Ecco le opere di Sartorio esposte, ad esempio, presso la Galleria Nazionale di Arte Moderna di Roma: quadri carichi di una oscura inquietudine, con l’evidente disfatta dell’eroe, sconfitto nelle sue alte quanto vaghe aspirazioni, con i nudi maschili giacenti ai piedi di splendide immagini femminili indifferenti, in un ambiente di natura ostile e minacciosa. In queste opere la figura umana è enfatizzata, disegnata e modellata con forte risalto plastico, in modo che i corpi acquistino valore di simboli e di veicoli per comunicare idee. Sartorio perviene allo stile nel senso dannunziano del termine: esso è il simbolo perfetto, l’indistruttibile impronta del genio sulla materia dominata.

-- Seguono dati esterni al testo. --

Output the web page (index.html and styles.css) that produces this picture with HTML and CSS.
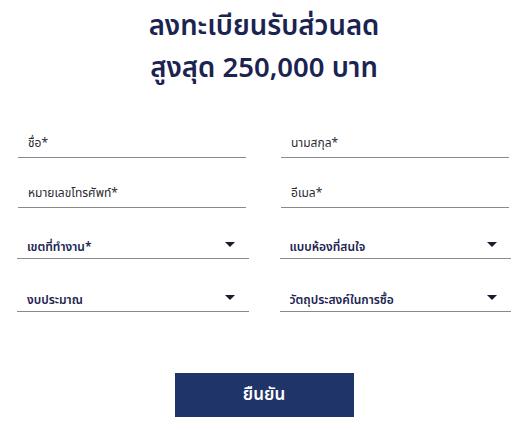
FILE: index.html
```html
<!DOCTYPE html>
<html lang="th">
<head>
    <meta charset="UTF-8">
    <meta name="viewport" content="width=device-width, initial-scale=1.0">
    <title>ลงทะเบียน</title>
    <link rel="stylesheet" href="styles.css">
</head>
<body>
    <div class="container">
        <h1>ลงทะเบียนรับส่วนลด<br>สูงสุด 250,000 บาท</h1>
        <form class="ฟอร์ม">
            <div class="แถว แถว-input">
                <label class="ช่อง"><span>ชื่อ*</span></label>
                <label class="ช่อง"><span>นามสกุล*</span></label>
            </div>
            <div class="แถว แถว-input">
                <label class="ช่อง"><span>หมายเลขโทรศัพท์*</span></label>
                <label class="ช่อง"><span>อีเมล*</span></label>
            </div>
            <div class="แถว แถว-select">
                <div class="เลือก"><span>เขตที่ทำงาน*</span><i class="ลูกศร"></i></div>
                <div class="เลือก"><span>แบบห้องที่สนใจ</span><i class="ลูกศร"></i></div>
            </div>
            <div class="แถว แถว-select">
                <div class="เลือก"><span>งบประมาณ</span><i class="ลูกศร"></i></div>
                <div class="เลือก"><span>วัตถุประสงค์ในการซื้อ</span><i class="ลูกศร"></i></div>
            </div>
            <div class="ปุ่ม-แถว">
                <button type="button" class="ยืนยัน">ยืนยัน</button>
            </div>
        </form>
    </div>
</body>
</html>
```

FILE: styles.css
```css
* {
    box-sizing: border-box;
    margin: 0;
    padding: 0;
}
body {
    background-color: #ffffff;
    font-family: "Noto Sans Thai", "Noto Sans", "DejaVu Sans", sans-serif;
}
.container {
    padding: 6px 18px 0 17px;
}
h1 {
    text-align: center;
    color: #1b2350;
    font-size: 27.5px;
    font-weight: 600;
    line-height: 42px;
}
.ฟอร์ม {
    margin-top: 30px;
}
.แถว {
    display: grid;
    grid-template-columns: 1fr 1fr;
    column-gap: 31px;
}
.แถว-input {
    margin-bottom: 12px;
    padding: 0 2px 0 1px;
    column-gap: 35px;
}
.แถว-select {
    margin-bottom: 14px;
}
.ช่อง {
    display: flex;
    align-items: flex-end;
    height: 38px;
    padding: 0 10px 5px;
    border-bottom: 1px solid #8a8a8e;
    font-size: 12px;
    line-height: 18px;
    color: #2b2b33;
}
.เลือก {
    display: flex;
    align-items: flex-end;
    justify-content: space-between;
    height: 39px;
    padding: 0 14px 2px 10px;
    border-bottom: 1px solid #8a8a8e;
    font-size: 12px;
    line-height: 18px;
    font-weight: 600;
    color: #1b2350;
}
.ลูกศร {
    width: 0;
    height: 0;
    margin-bottom: 9px;
    border-left: 5px solid transparent;
    border-right: 5px solid transparent;
    border-top: 5px solid #1b1b2a;
}
.ปุ่ม-แถว {
    display: flex;
    justify-content: center;
    padding-top: 47px;
}
.ยืนยัน {
    width: 179px;
    height: 44px;
    border: none;
    background-color: #1f3468;
    color: #ffffff;
    font-family: inherit;
    font-size: 17px;
    font-weight: 600;
}
```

Nel fregio per l’aula di Montecitorio, il soggetto stesso agevola l’ostentazione di virtuosismi nelle pose e negli scorci e di una disinvolta padronanza di un immenso patrimonio di arte da museo. Il fregio si impone agli occhi dello spettatore per l’unità del quadro decorativo, con una fascia pittorica serrata e ritmata come una struttura architettonica.
Il colore ha un ruolo fondamentale per l’effetto di insieme, integrando al meglio la fascia pittorica nell’architettura. Sartorio impiegò una tavolozza molto ristretta (ossidi di ferro, solfuro di cadmio, terra verde, rossa e di Siena naturale) e poche note vivaci, con una grande maestria coloristica; con la distribuzione del colore ottenne effetti decorativi di insieme, in grado di sopperire allo scarso movimento prospettico delle figure, disposte tutte sullo stesso piano.
Di fronte al risultato finale, i critici rimasero decisamente molto colpiti, paragonando “questo immenso nastro di pittura a una grande squillante fanfara melodica”: Aristide Sartorio fu infatti in grado di alternare momenti di pathos tragico a rappresentazioni di fatti pacifici, quasi seguisse l’andamento di una sinfonia.